Hello All,
I have an external HDD which has a Truecrypt volume on it. Whilst mounted, the Truecrypt volume was quick formatted by mistake.
I can still mount the volume, and when mounted and viewed in FTK Imager I can find image headers such as FFD8FF in the hex. I am guessing this means that the data is still there, it is just that the files aren't visible because the file table has been written over?
I'm just at home using free tools. Is there a way for me to recover this data?
One post suggested I work out where the data starts, copy it all to another disk, make a new Truecrypt volume, paste the data into it and try and repair the file table.
1) I'm not 100% how to determine where the data starts
2) I'm not sure if this would work…
Any help would be much appreciated!
Pinkshirt.
One post suggested I work out where the data starts, copy it all to another disk, make a new Truecrypt volume, paste the data into it and try and repair the file table.
WHICH post?
Which OS are you running?
Which filesystem is the volume?
How big in size is the volume?
Was the volume recently defragged?
jaclaz
Forget truecrypt - it's just another volume once mounted, don't let the idea of TC complicate matters.
What was the original filesystem? NTFS?
If the former was NTFS - one approach is to find all MFT records on that volume and use those to retrieve data. This is more reliable than carving since the MFT entries will have the data runs in them.
Hi
Thanks for the quick replies!
The original filesystem was NTFS.
The volume is big - nearly 1TB. It wasn't defragged - it was quick formatted. It hasn't been touched since other than when I made a back up dd image with FTK.
Is finding the MFT records equivalent to the 'recover files and folders' function in the full version of EnCase?
Is this feasible with free tools or should I be buttering up friends with access to an EnCase dongle?
Thank you.
The original filesystem was NTFS.
Good.
The volume is big - nearly 1TB. It wasn't defragged - it was quick formatted.
Bad/good.
It hasn't been touched since other than when I made a back up dd image with FTK.
Good.
Is this feasible with free tools or should I be buttering up friends with access to an EnCase dongle?
Yes. (free or very low cost tools exist)
What you still seem like being confused about is that one thing is Digital forensics and another thing is Data Recovery.
Though they are "contiguous" fields, tools/methods "good enough" for the second might not be acceptable in the first and viceversa.
I have no idea how much the $MFT may be affected by a quick format, in theory a large part of it should have been overwritten, so that only the "last" entries are still there.
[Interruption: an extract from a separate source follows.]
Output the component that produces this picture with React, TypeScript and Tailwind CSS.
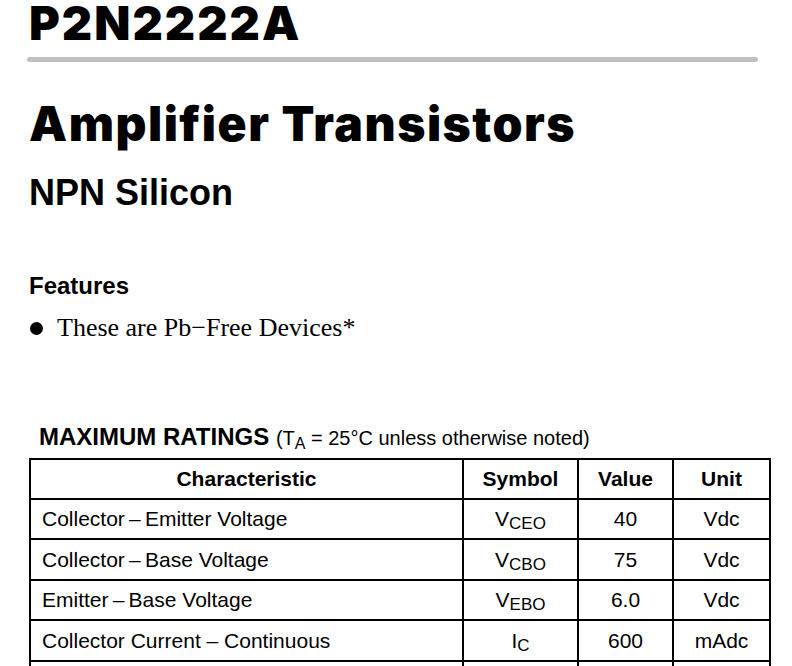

The "dd" you took, depending on the specific way you made it may be a "good" dd of the unencrypted data or a (exact copy but still a) meaningless mess of encrypted data (it depends if it was done a "logical" level or at "physical one").
If it is the "right kind" you should be able to mount the dd Volume image without using truecrypt at all.
See these seemingly unrelated thread for some generic tools/techniques
http//
http//
jaclaz
Hi,
I'm not confused between Computer Forensics and Data Recovery. I made reference to EnCase because I have used it previously.
I mounted the Trucrypt volume and imaged the partition using FTK Imager.
I'm struggling to find a tool that will either see the mounted Truecrypt volume or that will mount a DD or E01 image file.
Any suggestions for tools that I could try?
Thanks.
Hi,
Any suggestions for tools that I could try?
Thanks.
If you had read the given links, you might have found DMDE
http//softdm.com/
jaclaz
Your results rely to a big extent on how many file were on the disk in the first place. If it was a systemn disk, with thousands of files, then there is a high chance that the required MFT entry will not have been overwritten by a quick format.
If the disk was an external drive with very few files, then a quick format could have lost all your data run info.
The last quick format I saw on a 1TB drive overwrote the first 256 MFT entries
The last quick format I saw overwrote (I think) about 100 MFT entries
I seem to remember like it is not a "fixed" number, but proportional to the size of the volume, and consequently of the "initial" $MFT, that may be additionally different on different Windows OS's.
As a quick test in a 128 Mb virtual disk I generated 1000 (one thousand) "random" files, then, after quick formatting, I was able to find the $MFT entries for all files but the first 5 (five). This is XP SP2.
jaclaz
Hi,
Thanks for your replies.
In case anybody else has had this problem, I used File Scavenger
http//
It cost me $60 for a personal license.
The BIG issue I had when looking at many tools was their inability to recognise a volume that was mounted with Truecrypt - if it wasn't visible in disk manager, it wasn't visible in them.
I think you are both right that I wasn't able to get absolutely everything, but I got the majority which is better than nothing!